The Nokia 500 features a 1GHz processor, 256MB RAM, and a lowly 2GB of onboard storage which can – praise the Gods – be expanded using a microSD card.
The phone runs on the latest version of Symbian – Anna – which is the best version of the OS to date, and includes a new user interface, virtual QWERTY keypad in portrait mode and split-screen messaging. While its screen is only 3.2”, it squeezes in 229ppi, making the picture quality crispy clear.
Best of all, this humble phone can be picked up for the equally humble price of around £110.
HTC Wildfire S
The stout Wildfire S has a 600MHz Qualcomm processor, a 5MP camera, and a 3.2” screen that may leave you squinting to see things at times.
That being said, it’s also upgradeable to Android Gingerbread, and has a battery that offers around 7 hours talk-time. Also you get to own an HTC phone for somewhere in the region of £130, so stop your moaning.
Some phones are perplexingly good value for money, which is the case with this offering from ZTE.
The ZTE Skate features a substantial 4.3” display with a 480 x 800 resolution. It also packs a 5MP camera with LED flash and an 800MHz processor, making it one of the most powerful phones on this list.
As to be expected from such a surprisingly powerful (but still cheap) beast, it’s fully upgradeable to Android Gingerbread. Throw in Orange’s Signal Boost technology, and you’re looking at one of the best budget smartphones out there for a mere £140.
Blackberry Curve 3G 9300
What with their recent financial woes, Blackberry manufacturers RIM are a company that could do with a figurative hug, and we’ll give one to them by acknowledging their high-quality budget smartphone on this list.

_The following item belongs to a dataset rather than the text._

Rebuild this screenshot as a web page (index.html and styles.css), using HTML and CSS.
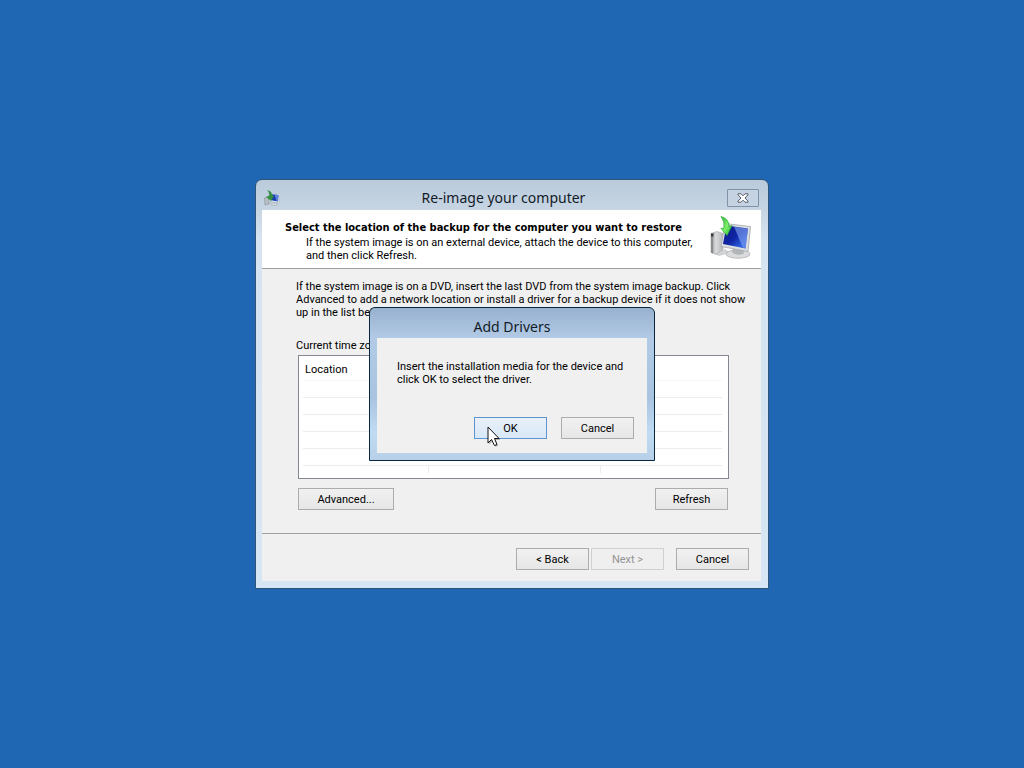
FILE: index.html
```html
<!DOCTYPE html>
<html lang="en">
<head>
<meta charset="utf-8">
<meta name="viewport" content="width=device-width, initial-scale=1">
<title>Re-image your computer</title>
<link rel="stylesheet" href="styles.css">
</head>
<body>
<svg class="defs" aria-hidden="true">
  <defs>
    <linearGradient id="screen" x1="0" y1="0" x2="1" y2="1">
      <stop offset="0" stop-color="#0a1a86"/><stop offset=".5" stop-color="#0f25a4"/><stop offset=".8" stop-color="#2f62e0"/><stop offset="1" stop-color="#1c43c8"/>
    </linearGradient>
    <linearGradient id="arrow" x1="0" y1="0" x2="1" y2="1">
      <stop offset="0" stop-color="#2faa35"/><stop offset=".5" stop-color="#7df06a"/><stop offset="1" stop-color="#25b52c"/>
    </linearGradient>
    <linearGradient id="metal" x1="0" y1="0" x2="1" y2="0">
      <stop offset="0" stop-color="#8f9294"/><stop offset=".4" stop-color="#d9dbdc"/><stop offset="1" stop-color="#b4b7b9"/>
    </linearGradient>
    <symbol id="computer" viewBox="0 0 42 44">
      <path d="M1 18 L7 16 L13 18 V34 L6 39 L1 37 Z" fill="url(#metal)" stroke="#a2a4a6" stroke-width=".6"/>
      <path d="M1 18 L3 18.500 V38 L1 37 Z" fill="#898c8f"/>
      <path d="M1 18 H3.500 V21 H1 Z" fill="#393c40"/>
      <path d="M6 38.500 L15 34 L19 37 L9 40 Z" fill="#d5d6d7" stroke="#aaa" stroke-width=".5"/>
      <ellipse cx="28" cy="38.500" rx="12" ry="4.300" fill="#d9dbdd" stroke="#a8abad" stroke-width=".7"/>
      <path d="M23 33 L33 34 L34 38 Q28 41 22 37 Z" fill="#b2b6b9"/>
      <path d="M15 8 L40.500 11 L38 36 L11 31 Z" fill="#dcdfe1" stroke="#a3a8ad" stroke-width=".8"/>
      <path d="M16.500 10 L38 13 L35.500 33 L13 28.500 Z" fill="url(#screen)"/>
      <path d="M24 11.300 L38 13 L35.500 33 L33 32.500 Z" fill="#7d9df0" opacity=".65"/>
      <path d="M11 1 Q19 3 19 11 L22 10 L17 20 L11 13 L14 12.500 Q15 6 11 1 Z" fill="url(#arrow)" stroke="#27ab2d" stroke-width=".7"/>
    </symbol>
  </defs>
</svg>

<main class="window">
  <header class="titlebar">
    <svg class="titlebar-icon" viewBox="0 0 16 16" aria-hidden="true">
      <path d="M.5 8 L5 6 V14 L1 15 Z" fill="#b7bec4" stroke="#7d868d" stroke-width=".5"/>
      <path d="M5 3 L16 4 L15 13 L5 11 Z" fill="#edf2f5" stroke="#9caab8" stroke-width=".5"/>
      <path d="M6 4 L14.500 5 L14 11.500 L6 10 Z" fill="#1739ae"/>
      <path d="M10.500 4.500 L14.500 5 L14 11.500 L12.500 11 Z" fill="#5a83dc"/>
      <ellipse cx="10" cy="14.200" rx="4" ry="1.400" fill="#cfd6dc" stroke="#8e9aa5" stroke-width=".4"/>
      <path d="M3 0 Q8 1 8 5 L10 6 L7 11 L2 7 L5 6 Q6 3 3 0 Z" fill="#358f43"/>
    </svg>
    <h1 class="title">Re-image your computer</h1>
    <button class="close" type="button" aria-label="Close">
      <svg class="close-icon" viewBox="0 0 12 10" aria-hidden="true">
        <path d="M1 .8 H4 L6 2.800 L8 .8 H11 V1.800 L8 5 L11 8.200 V9.200 H8 L6 7.200 L4 9.200 H1 V8.200 L4 5 L1 1.800 Z" fill="#fff" stroke="#535d6b" stroke-width="1"/>
      </svg>
    </button>
  </header>

  <div class="client">
    <section class="banner">
      <div class="banner-text">
        <h2 class="banner-title">Select the location of the backup for the computer you want to restore</h2>
        <p class="banner-note">If the system image is on an external device, attach the device to this computer,<br>and then click Refresh.</p>
      </div>
      <svg class="banner-icon" aria-hidden="true"><use href="#computer"/></svg>
    </section>

    <section class="content">
      <p class="intro">If the system image is on a DVD, insert the last DVD from the system image backup. Click<br>Advanced to add a network location or install a driver for a backup device if it does not show<br>up in the list below.</p>
      <p class="zone">Current time zone:</p>
      <div class="list">
        <table class="locations">
          <thead><tr><th scope="col">Location</th><td></td><td></td></tr></thead>
          <tbody>
            <tr><td></td><td></td><td></td></tr>
            <tr><td></td><td></td><td></td></tr>
            <tr><td></td><td></td><td></td></tr>
            <tr><td></td><td></td><td></td></tr>
            <tr><td></td><td></td><td></td></tr>
            <tr class="partial"><td></td><td></td><td></td></tr>
          </tbody>
        </table>
      </div>
      <div class="list-actions">
        <button class="button wide" type="button">Advanced...</button>
        <button class="button" type="button">Refresh</button>
      </div>
    </section>

    <footer class="footer">
      <div class="steps">
        <button class="button" type="button">&lt; Back</button>
        <button class="button" type="button" disabled>Next &gt;</button>
      </div>
      <button class="button" type="button">Cancel</button>
    </footer>
  </div>

  <div class="overlay">
    <div class="dialog" role="dialog" aria-labelledby="dialog-title">
      <h2 class="title dialog-title" id="dialog-title">Add Drivers</h2>
      <div class="dialog-body">
        <p class="dialog-text">Insert the installation media for the device and<br>click OK to select the driver.</p>
        <div class="dialog-actions">
          <button class="button primary" type="button">OK
            <svg class="cursor" viewBox="0 0 14 22" aria-hidden="true">
              <path d="M2 2 V18.500 L6 15 L8.500 21 L11 20 L8.500 14 H13.500 Z" fill="#000" opacity=".25"/>
              <path d="M1 1 V17 L4.500 13.500 L7.500 19.500 L10 18.500 L7.500 12.500 H12 Z" fill="#fff" stroke="#111" stroke-width="1"/>
            </svg>
          </button>
          <button class="button" type="button">Cancel</button>
        </div>
      </div>
    </div>
  </div>
</main>
</body>
</html>
```
FILE: styles.css
```css
* { box-sizing: border-box; }

body {
  margin: 0;
  min-height: 100vh;
  display: grid;
  place-items: center;
  background: #1f67b3;
  color: #000;
  font-family: Roboto, sans-serif;
  font-size: 11px;
  line-height: 13px;
}

h1, h2, p { margin: 0; }

.defs { position: absolute; width: 0; height: 0; }

.window {
  position: relative;
  width: 100%;
  max-width: 514px;
  padding: 0 7px 7px 6px;
  border: 1px solid #315579;
  border-radius: 7px 7px 0 0;
  background: linear-gradient(#b9cbdc, #c7d5e3 30px, #d6e3f1 60px, #d7e6f4);
}

.titlebar {
  display: flex;
  align-items: center;
  height: 30px;
  padding: 6px 2px 0 2px;
}

.titlebar-icon { width: 16px; height: 16px; }

.title {
  flex: 1;
  font-family: "Noto Sans", sans-serif;
  font-size: 14px;
  font-weight: 400;
  line-height: 20px;
  text-align: center;
  color: #131b28;
}

.close {
  display: grid;
  place-items: center;
  width: 32px;
  height: 18px;
  padding: 0;
  border: 1px solid #8092a8;
  border-radius: 1px;
  background: #c4d2e1;
}

.close-icon { width: 12px; height: 10px; }

.client { background: #f0f0f0; }

.banner {
  display: flex;
  justify-content: space-between;
  padding: 5px 9px 6px 23px;
  border-bottom: 1px solid #a0a0a0;
  background: #fff;
}

.banner-text { padding-top: 6px; }
.banner-title { font-family: "DejaVu Sans Condensed", "DejaVu Sans", sans-serif; font-size: 11px; line-height: 13px; font-weight: 700; }
.banner-note { padding: 2px 0 0 21px; }
.banner-icon { width: 42px; height: 45px; }

.content { padding: 11px 32px 23px 34px; }
.intro { margin-right: -20px; }
.zone { padding: 20px 0 3px; }

.list {
  height: 124px;
  padding: 4px 6px 0 4px;
  border: 1px solid #828790;
  background: #fff;
}

.locations {
  width: 100%;
  border-collapse: collapse;
  table-layout: fixed;
}

.locations th,
.locations td {
  height: 17px;
  padding: 0 2px;
  border-bottom: 1px solid #ececec;
  line-height: 13px;
  text-align: left;
  font-weight: 400;
}

.locations thead th,
.locations thead td { height: 20px; border-color: #f7f7f7; }
.locations th:first-child { width: 30%; }
.locations thead td:nth-child(2) { width: 41%; }
.locations tbody .partial td + td { border-left: 1px solid #ececec; }
.locations .partial td { height: 8px; border-bottom: 0; }

.list-actions {
  display: flex;
  justify-content: space-between;
  padding: 9px 1px 0 0;
}

.list, .list-actions { margin-left: 2px; }

.button {
  min-width: 73px;
  height: 22px;
  padding: 0 8px;
  border: 1px solid #acacac;
  background: linear-gradient(#f1f1f1, #e6e6e6);
  color: #000;
  font: inherit;
}

.button:disabled { border-color: #d0d0d0; background: #efefef; color: #939393; }
.wide { min-width: 96px; }

.footer {
  display: flex;
  justify-content: flex-end;
  gap: 12px;
  padding: 14px 12px 11px;
  border-top: 1px solid #a0a0a0;
}

.steps { display: flex; gap: 2px; }

.overlay {
  position: absolute;
  inset: 0;
  display: grid;
  place-items: center;
}

.dialog {
  min-width: 286px;
  padding: 0 7px 7px;
  border: 1px solid #06273d;
  border-radius: 6px 6px 0 0;
  background: linear-gradient(#97b1cf, #b2cae5 30px, #a8c4e1 90px, #c0dbf2 124px, #b7d0e8);
}

.dialog-title { padding: 9px 0 1px; }

.dialog-body {
  padding: 22px 13px 14px 20px;
  background: #f0f0f0;
}

.dialog-actions {
  display: flex;
  justify-content: flex-end;
  gap: 14px;
  padding-top: 31px;
}

.primary {
  position: relative;
  border-color: #5e94d0;
  background: linear-gradient(#e9f0f8, #d8e8f8);
}

.cursor {
  position: absolute;
  left: 12px;
  top: 8px;
  width: 14px;
  height: 22px;
}
```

The Curve 9300 has been around for a while now, but remains one of the most reliable phones for the organisationally-minded. Its pre-installed organisers, browser and voice memo apps are some of the best around, and the whole show runs very smoothly on a 624MHz processor and 256MB RAM.
This traditional-style Blackberry can now be picked up for £150 SIM-Free, and is a throwback to the days when RIM were actually quite prestigious in the smartphone market, and definitely deserves a look.
Samsung Wave 2
The second Samsung phone to feature on this list is the sole representative of its very own Bada OS (1.2). It features a perfectly well-sized 3.7″ screen LCD capacitive touchscreen with a crisp 225 ppi pixel density.
It has a nifty 5 MP camera with Geo-tagging and image stabilisation, and 2GB of onboard memory which can be expanded with microSD. Finally, it offers 6 – 13 hours of talk time, meaning that it’ll save you the money you’d usually spend on charging it daily (bet you didn’t think of that, did you?).
LG Optimus One
The Optimus One is without doubt the ugly duckling of the list, featuring an already old-school TFT 3.2″ touch-screen featuring a mere 256K colours. Furthermore, the LG handset has only 170MB of onboard memory, which can thankfully be expanded.
That being said, it runs Android 2.3 Gingerbread with no problems on its 600MHz processor, and can be picked up somewhere in the region of £115. For people who don’t want to over-commit to smartphones just yet, this is a decent entry-level offering.
Nokia Lumia 610
The Lumia series could be the kick up the ass that Nokia needs to get back on track in the smartphone game, and this budget offering could help them do it. Running on Windows Phone Mango, and coming in a variety of oh-so-pretty primary colours, the Lumia 610 is proof that Nokia haven’t completely lost touch with mobile customers.
The 3.7″ touch-screen packs a fine 252 ppi resolution, and it runs on a reasonably powerful 800MHz processor with 256 MB RAM. On the downside, its 8 GB of onboard memory capacity doesn’t make up for the lack of a microSD slot.
Not all is lost however. Despite not being as popular as the more hardcore Android OS, Windows Phone is a very accessible OS that’ll please smartphone newcomers. Furthermore, it manages to squeeze up to 10 hours 30 minutes of raw talk time out of its batter; that’s 35 hours of music and a massive 720 hours of standby time. A steal at £165.